Le journal en ligne rappelle que l'argumentaire de la marque sur le front a été repris par l'ancien ministre de l'Intérieur Christophe Castaner, notamment lors d'une commission parlementaire, après l’attentat contre la préfecture de police par Mickaël Harpon en 2019.

Parmi les signes de
'radicalisation'
, le ministre citait
"le port de la barbe, le refus de serrer la main à une collègue féminine, le fait de présenter une hyperkératose au milieu du front".

"C’est la tabaâ, le prosélytisme religieux intempestif"
, poursuivait Christophe Castaner. Mediapart rapporte que le ministre avait alors
"largement moqué et critiqué"
pour cette déclaration.

Cité par Mediapart, l'avocat de Karim, Benjamin Ingelaere fustige un
"amalgame délirant".

"Faire deux prières par jour, ça irait, mais quatre, ce serait être radical? Et la préfecture refuse aussi les catholiques très pratiquants? Par cette décision, la préfecture réalise un mélange pour le moins nauséabond entre la pratique d’une religion et l’incompatibilité avec une mission de service public.
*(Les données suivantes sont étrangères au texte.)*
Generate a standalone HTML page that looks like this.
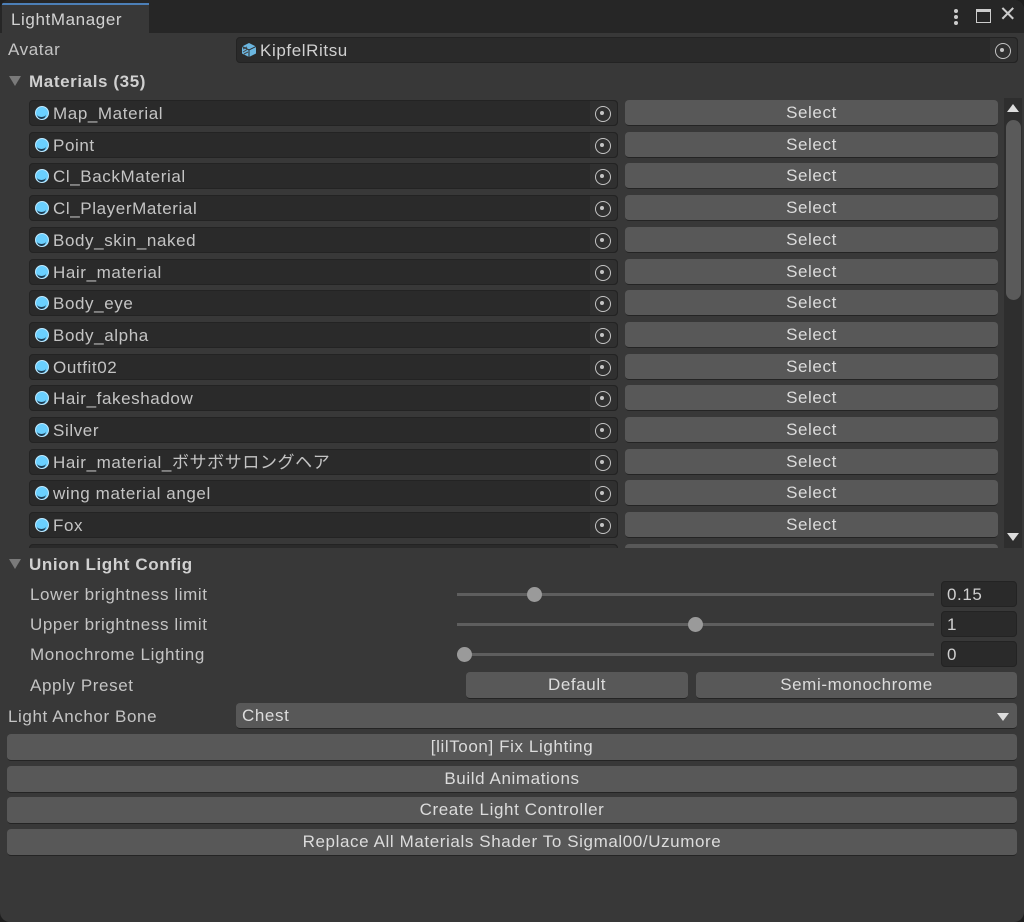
<!DOCTYPE html>
<html><head><meta charset="utf-8"><style>
*{box-sizing:border-box;margin:0;padding:0}
body{width:1024px;height:922px;background:#1e1e1e;font-family:"Liberation Sans","Noto Sans CJK JP",sans-serif;color:#c4c4c4;font-size:17px;letter-spacing:0.6px;position:relative;overflow:hidden}
.win{position:absolute;left:0;top:0;width:1024px;height:922px;background:#383838;border-radius:10px;overflow:hidden}
.tabbar{position:absolute;left:0;top:0;width:1024px;height:33px;background:#262626}
.tab{position:absolute;left:2px;top:3px;width:147px;height:31px;background:#383838;border-top:2px solid #4c7fb7;padding:5px 0 0 9px;color:#d2d2d2;line-height:20px}
.a{position:absolute}
.t{position:absolute;white-space:nowrap;line-height:20px}
.field{position:absolute;background:#2a2a2a;border-radius:4px;border:1px solid #232323}
.pick{position:absolute;right:0;top:0;bottom:0;width:27px;background:#303030;border-radius:0 4px 4px 0}
.pick:after{content:"";position:absolute;left:5px;top:5px;width:14px;height:14px;border:1.6px solid #c4c4c4;border-radius:50%}
.pick:before{content:"";position:absolute;left:10px;top:10px;width:4px;height:4px;background:#c4c4c4;border-radius:50%;z-index:1}
.btn{position:absolute;background:#585858;border-radius:4px;border-bottom:1px solid #242424;text-align:center;color:#dcdcdc;line-height:25px}
.mat{position:absolute;left:31px;top:6px;width:14px;height:14px;border-radius:50%;background:#6ad0ff;border:1.5px solid #bfe9ff}
.mat:after{content:"";position:absolute;left:1px;top:4px;width:9px;height:6px;border-bottom:2px solid #1d3a50;border-radius:0 0 6px 6px}
.row{position:absolute;left:0;width:1000px;height:26px}
.row .t{top:4px}
.tri{position:absolute;width:0;height:0;border-left:6px solid transparent;border-right:6px solid transparent;border-top:10px solid #7a7a7a}
.track{position:absolute;left:457px;width:477px;height:3px;background:#5e5e5e}
.thumb{position:absolute;width:15px;height:15px;border-radius:50%;background:#9a9a9a}
.num{position:absolute;left:941px;width:76px;height:26px;background:#2a2a2a;border:1px solid #232323;border-radius:4px;padding:3px 0 0 5px;color:#d0d0d0;line-height:20px}
</style></head><body>
<div class="win">
<div class="tabbar"><div class="tab">LightManager</div>
<div class="a" style="left:954px;top:9px;width:4px;height:4px;background:#ccc;border-radius:50%"></div>
<div class="a" style="left:954px;top:15px;width:4px;height:4px;background:#ccc;border-radius:50%"></div>
<div class="a" style="left:954px;top:21px;width:4px;height:4px;background:#ccc;border-radius:50%"></div>
<div class="a" style="left:976px;top:9px;width:15px;height:14px;border:1.5px solid #ccc;border-top:3px solid #ccc"></div>
<div class="t" style="left:999px;top:5px;font-size:21px;color:#ccc">✕</div>
</div>
<div class="t" style="left:8px;top:40px">Avatar</div>
<div class="field" style="left:236px;top:37px;width:782px;height:26px"><div class="pick"></div>
<svg class="a" style="left:4px;top:4px" width="16" height="16" viewBox="0 0 16 16"><path d="M8 1L15 4.5V11.5L8 15L1 11.5V4.5Z" fill="#6bb6e0"/><path d="M1 4.5L8 8L15 4.5M8 8V15" stroke="#2a2a2a" stroke-width="1" fill="none"/><path d="M2 7l4 -2M2 10l5 -3M3 12l4 -2" stroke="#444" stroke-width="1"/></svg>
<div class="t" style="left:23px;top:3px;color:#d0d0d0">KipfelRitsu</div></div>
<div class="tri" style="left:9px;top:76px"></div>
<div class="t" style="left:29px;top:72px;font-weight:bold;color:#d0d0d0">Materials (35)</div>

<div class="a" style="left:0;top:98px;width:1003px;height:450px;overflow:hidden">
<div class="row" style="top:2px"><div class="field" style="left:29px;width:589px;height:26px"><div class="pick"></div></div><div class="mat" style="left:35px"></div><div class="t" style="left:53px">Map_Material</div><div class="btn" style="left:625px;width:373px;height:26px">Select</div></div>
<div class="row" style="top:33.7px"><div class="field" style="left:29px;width:589px;height:26px"><div class="pick"></div></div><div class="mat" style="left:35px"></div><div class="t" style="left:53px">Point</div><div class="btn" style="left:625px;width:373px;height:26px">Select</div></div>
<div class="row" style="top:65.4px"><div class="field" style="left:29px;width:589px;height:26px"><div class="pick"></div></div><div class="mat" style="left:35px"></div><div class="t" style="left:53px">Cl_BackMaterial</div><div class="btn" style="left:625px;width:373px;height:26px">Select</div></div>
<div class="row" style="top:97.1px"><div class="field" style="left:29px;width:589px;height:26px"><div class="pick"></div></div><div class="mat" style="left:35px"></div><div class="t" style="left:53px">Cl_PlayerMaterial</div><div class="btn" style="left:625px;width:373px;height:26px">Select</div></div>
<div class="row" style="top:128.8px"><div class="field" style="left:29px;width:589px;height:26px"><div class="pick"></div></div><div class="mat" style="left:35px"></div><div class="t" style="left:53px">Body_skin_naked</div><div class="btn" style="left:625px;width:373px;height:26px">Select</div></div>
<div class="row" style="top:160.5px"><div class="field" style="left:29px;width:589px;height:26px"><div class="pick"></div></div><div class="mat" style="left:35px"></div><div class="t" style="left:53px">Hair_material</div><div class="btn" style="left:625px;width:373px;height:26px">Select</div></div>
<div class="row" style="top:192.2px"><div class="field" style="left:29px;width:589px;height:26px"><div class="pick"></div></div><div class="mat" style="left:35px"></div><div class="t" style="left:53px">Body_eye</div><div class="btn" style="left:625px;width:373px;height:26px">Select</div></div>
<div class="row" style="top:223.9px"><div class="field" style="left:29px;width:589px;height:26px"><div class="pick"></div></div><div class="mat" style="left:35px"></div><div class="t" style="left:53px">Body_alpha</div><div class="btn" style="left:625px;width:373px;height:26px">Select</div></div>
<div class="row" style="top:255.6px"><div class="field" style="left:29px;width:589px;height:26px"><div class="pick"></div></div><div class="mat" style="left:35px"></div><div class="t" style="left:53px">Outfit02</div><div class="btn" style="left:625px;width:373px;height:26px">Select</div></div>
<div class="row" style="top:287.3px"><div class="field" style="left:29px;width:589px;height:26px"><div class="pick"></div></div><div class="mat" style="left:35px"></div><div class="t" style="left:53px">Hair_fakeshadow</div><div class="btn" style="left:625px;width:373px;height:26px">Select</div></div>
<div class="row" style="top:319px"><div class="field" style="left:29px;width:589px;height:26px"><div class="pick"></div></div><div class="mat" style="left:35px"></div><div class="t" style="left:53px">Silver</div><div class="btn" style="left:625px;width:373px;height:26px">Select</div></div>
<div class="row" style="top:350.7px"><div class="field" style="left:29px;width:589px;height:26px"><div class="pick"></div></div><div class="mat" style="left:35px"></div><div class="t" style="left:53px">Hair_material_ボサボサロングヘア</div><div class="btn" style="left:625px;width:373px;height:26px">Select</div></div>
<div class="row" style="top:382.4px"><div class="field" style="left:29px;width:589px;height:26px"><div class="pick"></div></div><div class="mat" style="left:35px"></div><div class="t" style="left:53px">wing material angel</div><div class="btn" style="left:625px;width:373px;height:26px">Select</div></div>
<div class="row" style="top:414.1px"><div class="field" style="left:29px;width:589px;height:26px"><div class="pick"></div></div><div class="mat" style="left:35px"></div><div class="t" style="left:53px">Fox</div><div class="btn" style="left:625px;width:373px;height:26px">Select</div></div>
<div class="row" style="top:445.8px"><div class="field" style="left:29px;width:589px;height:26px"><div class="pick"></div></div><div class="btn" style="left:625px;width:373px;height:26px"></div></div>
</div>
<div class="a" style="left:1004px;top:98px;width:18px;height:450px;background:#2e2e2e"></div>
<div class="a" style="left:1007px;top:104px;width:0;height:0;border-left:6px solid transparent;border-right:6px solid transparent;border-bottom:8px solid #ddd"></div>
<div class="a" style="left:1006px;top:120px;width:15px;height:180px;background:#5a5a5a;border-radius:8px"></div>
<div class="a" style="left:1007px;top:533px;width:0;height:0;border-left:6px solid transparent;border-right:6px solid transparent;border-top:8px solid #ddd"></div>

<div class="tri" style="left:9px;top:559px"></div>
<div class="t" style="left:29px;top:555px;font-weight:bold;color:#d0d0d0">Union Light Config</div>
<div class="t" style="left:30px;top:585px">Lower brightness limit</div>
<div class="t" style="left:30px;top:615px">Upper brightness limit</div>
<div class="t" style="left:30px;top:645px">Monochrome Lighting</div>
<div class="t" style="left:30px;top:676px">Apply Preset</div>
<div class="track" style="top:593px"></div><div class="thumb" style="left:527px;top:587px"></div>
<div class="track" style="top:623px"></div><div class="thumb" style="left:688px;top:617px"></div>
<div class="track" style="top:653px"></div><div class="thumb" style="left:457px;top:647px"></div>
<div class="num" style="top:581px">0.15</div>
<div class="num" style="top:611px">1</div>
<div class="num" style="top:641px">0</div>
<div class="btn" style="left:466px;top:672px;width:222px;height:27px">Default</div>
<div class="btn" style="left:696px;top:672px;width:321px;height:27px">Semi-monochrome</div>
<div class="t" style="left:8px;top:707px">Light Anchor Bone</div>
<div class="btn" style="left:236px;top:703px;width:781px;height:26px;text-align:left;padding-left:6px">Chest</div>
<div class="a" style="left:997px;top:713px;width:0;height:0;border-left:6px solid transparent;border-right:6px solid transparent;border-top:8px solid #ddd"></div>
<div class="btn" style="left:7px;top:734px;width:1010px;height:27px">[lilToon] Fix Lighting</div>
<div class="btn" style="left:7px;top:766px;width:1010px;height:27px">Build Animations</div>
<div class="btn" style="left:7px;top:797px;width:1010px;height:27px">Create Light Controller</div>
<div class="btn" style="left:7px;top:829px;width:1010px;height:27px">Replace All Materials Shader To Sigmal00/Uzumore</div>
</div>
</body></html>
Elle dit simplement à tous les musulmans pratiquants qu’ils ne peuvent plus accéder à la fonction publique"
, estime l'avocat, ajoutant que
"Karim n’a, en aucune manière, un comportement de nature à méconnaître le principe de laïcité, et c’est là justement le nœud du litige. C’est un état qui est reproché à l’intéressé, et non des actes"
, souligne-t-il.

Mediapart rapporte que le tribunal administratif a pourtant validée cette décision le 21 avril 2023.

Devant les juges, la préfecture de police de Paris a toutefois revu sa défense pour ne plus parler de repli identitaire et donc ne plus faire l’amalgame entre islam et islamisme. Elle a fait disparaître l’argument du
"repli identitaire"
supposé et a exclusivement mis en avant l’atteinte
"au devoir de neutralité"
, lit-on dans les colonnes du journal d'investigation.

Le journaliste David Perrotin conclut en précisant que Karim a saisi la cour d’appel administrative et la Défenseure des droits pour que cette interdiction de
"devenir policier"
tombe. Pour lui
"et pour tous les musulmans discriminés simplement parce que pratiquants".